Rental prices in Tallinn are being pushed up by internal and foreign migration as more and more people move to the capital and demand for accommodation grows, real estate agents told ETV news broadcast Aktuaalne kaamera.
Last fall, data from web portal City24.ee showed the average rent per square meter in Tallinn was €16.10. The website estimates that rental prices rose 6.4 percent year-on-year.
"The main contributor to the rise is domestic migration, meaning people coming to work in Tallinn. But the migrant workforce, where we currently have 20,000 short-term work permits issued to Ukrainians, will certainly play a role here," Karin Noppel-Kokerov, City24's development manager, told Aktuaalne kaamera on Saturday.
She also predicted rents would increase over the coming year.
"Construction projects are still growing steadily, though not as fast as they are now. There is demand, new apartments are being bought, and if the economy is doing well, there is also [an increased] demand for migrant labor, just as rental prices are rising," said Noppel-Kokerov.
In addition to residential construction, Rail Baltic is gaining momentum and needs a lot of additional labor to build the Estonian section, which will run from Tallinn to the Latvian border. The IT sector is also complaining about the lack of workforce, and new hires will need to find accommodation somewhere, says Noppel-Kokerov.

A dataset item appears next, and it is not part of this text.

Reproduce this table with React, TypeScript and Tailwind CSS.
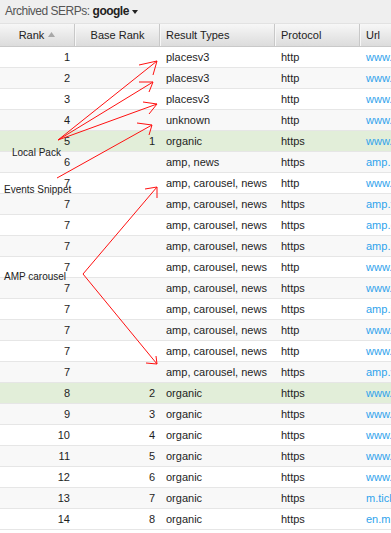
import React from "react";

type Row = {
  rank: number;
  base?: number;
  types: string;
  proto: string;
  url: string;
  hl?: boolean;
};

const AMP = "amp, carousel, news";

const rows: Row[] = [
  { rank: 1, types: "placesv3", proto: "http", url: "www.yelp.com/biz" },
  { rank: 2, types: "placesv3", proto: "http", url: "www.yelp.com/biz" },
  { rank: 3, types: "placesv3", proto: "http", url: "www.yelp.com/biz" },
  { rank: 4, types: "unknown", proto: "http", url: "www.google.com" },
  { rank: 5, base: 1, types: "organic", proto: "https", url: "www.ticketmaster.com", hl: true },
  { rank: 6, types: "amp, news", proto: "https", url: "amp.usatoday.com" },
  { rank: 7, types: AMP, proto: "http", url: "www.billboard.com" },
  { rank: 7, types: AMP, proto: "https", url: "amp.theguardian.com" },
  { rank: 7, types: AMP, proto: "https", url: "amp.cnn.com" },
  { rank: 7, types: AMP, proto: "https", url: "amp.nme.com" },
  { rank: 7, types: AMP, proto: "http", url: "www.rollingstone.com" },
  { rank: 7, types: AMP, proto: "https", url: "www.vulture.com" },
  { rank: 7, types: AMP, proto: "https", url: "amp.independent.co.uk" },
  { rank: 7, types: AMP, proto: "http", url: "www.nydailynews.com" },
  { rank: 7, types: AMP, proto: "http", url: "www.latimes.com" },
  { rank: 7, types: AMP, proto: "https", url: "amp.variety.com" },
  { rank: 8, base: 2, types: "organic", proto: "https", url: "www.livenation.com", hl: true },
  { rank: 9, base: 3, types: "organic", proto: "https", url: "www.stubhub.com" },
  { rank: 10, base: 4, types: "organic", proto: "https", url: "www.songkick.com" },
  { rank: 11, base: 5, types: "organic", proto: "https", url: "www.bandsintown.com" },
  { rank: 12, base: 6, types: "organic", proto: "https", url: "www.vividseats.com" },
  { rank: 13, base: 7, types: "organic", proto: "https", url: "m.ticketmaster.com" },
  { rank: 14, base: 8, types: "organic", proto: "https", url: "en.m.wikipedia.org" },
];

function Arrow({ from, to, h1, h2 }: { from: [number, number]; to: [number, number]; h1: [number, number]; h2: [number, number] }) {
  return (
    <g>
      <line x1={from[0]} y1={from[1]} x2={to[0]} y2={to[1]} />
      <polyline points={`${h1[0]},${h1[1]} ${to[0]},${to[1]} ${h2[0]},${h2[1]}`} />
    </g>
  );
}

export default function App() {
  return (
    <div className="relative h-[533px] w-[391px] overflow-hidden bg-white font-['Liberation_Sans',Arial,sans-serif] text-[11px] text-[#1e1e1e]">
      <div className="flex h-[24px] items-center border-b border-[#e2e2e2] bg-[#efefef] pb-[1px] pl-[5px] text-[12px] tracking-[-0.5px]">
        <span className="text-[#555]">Archived SERPs:</span>
        <span className="ml-[3px] font-bold text-[#222]">google</span>
        <span className="ml-[3px] mt-[1px] h-0 w-0 border-x-[3px] border-t-[4px] border-x-transparent border-t-[#222]" />
      </div>

      <div className="flex h-[23px] w-[480px] items-center border-b border-[#c9c9c9] bg-gradient-to-b from-[#f7f7f7] to-[#dcdcdc] text-[#222]">
        <div className="flex h-full w-[75px] items-center justify-center gap-[4px] border-r border-[#c8c8c8]">
          Rank
          <svg width="7" height="5" viewBox="0 0 7 5" className="mt-[-1px]">
            <path d="M0 5 L3.5 0 L7 5 Z" fill="#a8a8a8" />
          </svg>
        </div>
        <div className="flex h-full w-[85px] items-center justify-center border-l border-r border-l-[#f7f7f7] border-r-[#c8c8c8]">
          Base Rank
        </div>
        <div className="flex h-full w-[115px] items-center border-l border-r border-l-[#f7f7f7] border-r-[#c8c8c8] pl-[5px]">
          Result Types
        </div>
        <div className="flex h-full w-[85px] items-center border-l border-r border-l-[#f7f7f7] border-r-[#c8c8c8] pl-[5px]">
          Protocol
        </div>
        <div className="flex h-full w-[120px] items-center border-l border-l-[#f7f7f7] pl-[5px]">Url</div>
      </div>

      {rows.map((r, i) => (
        <div
          key={i}
          className={`flex h-[21px] w-[480px] items-center border-b border-[#e6e6e6] ${
            r.hl ? "bg-[#e2eed9]" : i % 2 === 1 ? "bg-[#f8f8f8]" : "bg-white"
          }`}
        >
          <div className="w-[75px] pr-[5px] text-right">{r.rank}</div>
          <div className="w-[85px] pr-[5px] text-right">{r.base ?? ""}</div>
          <div className="w-[115px] whitespace-nowrap pl-[6px]">{r.types}</div>
          <div className="w-[85px] pl-[6px]">{r.proto}</div>
          <div className="w-[120px] whitespace-nowrap pl-[6px] text-[#2fa3ec]">{r.url}</div>
        </div>
      ))}

      <svg
        className="pointer-events-none absolute left-0 top-0"
        width="391"
        height="533"
        fill="none"
        stroke="#ff1010"
        strokeWidth="1"
      >
        <Arrow from={[58, 140]} to={[157, 61]} h1={[139, 65]} h2={[153, 75]} />
        <Arrow from={[58, 140]} to={[153, 82]} h1={[139, 82]} h2={[149, 92]} />
        <Arrow from={[58, 140]} to={[157, 104]} h1={[143, 102]} h2={[149, 114]} />
        <Arrow from={[57, 178]} to={[152, 125]} h1={[137, 123]} h2={[149, 135]} />
        <Arrow from={[83, 274]} to={[157, 187]} h1={[145, 189]} h2={[157, 198]} />
        <Arrow from={[83, 274]} to={[157, 364]} h1={[146, 363]} h2={[156, 356]} />
      </svg>

      <div className="absolute left-[12px] top-[147px] text-[10px] leading-[12px] text-[#222]">Local Pack</div>
      <div className="absolute left-[4px] top-[184px] text-[10px] leading-[12px] text-[#222]">Events Snippet</div>
      <div className="absolute left-[4px] top-[271px] text-[10px] leading-[12px] text-[#222]">AMP carousel</div>
    </div>
  );
}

Real estate company Uus Maa analyst Marina Hodus said rents have risen by 10 percent over the last two to three years. A renovated two-room apartment on the outskirts of the city can cost up to €400 per month. But new houses and apartments cost more, she said, and can only be afforded by highly paid IT professionals.
"I think the price level is going to stay the same. They're already pretty high in new houses; the average for a two-bedroom apartment that is well furnished is €850. The rental market is active, more people are coming to work in Tallinn and therefore they are not buying, they are renting, so I predict that the rental market is still dominant."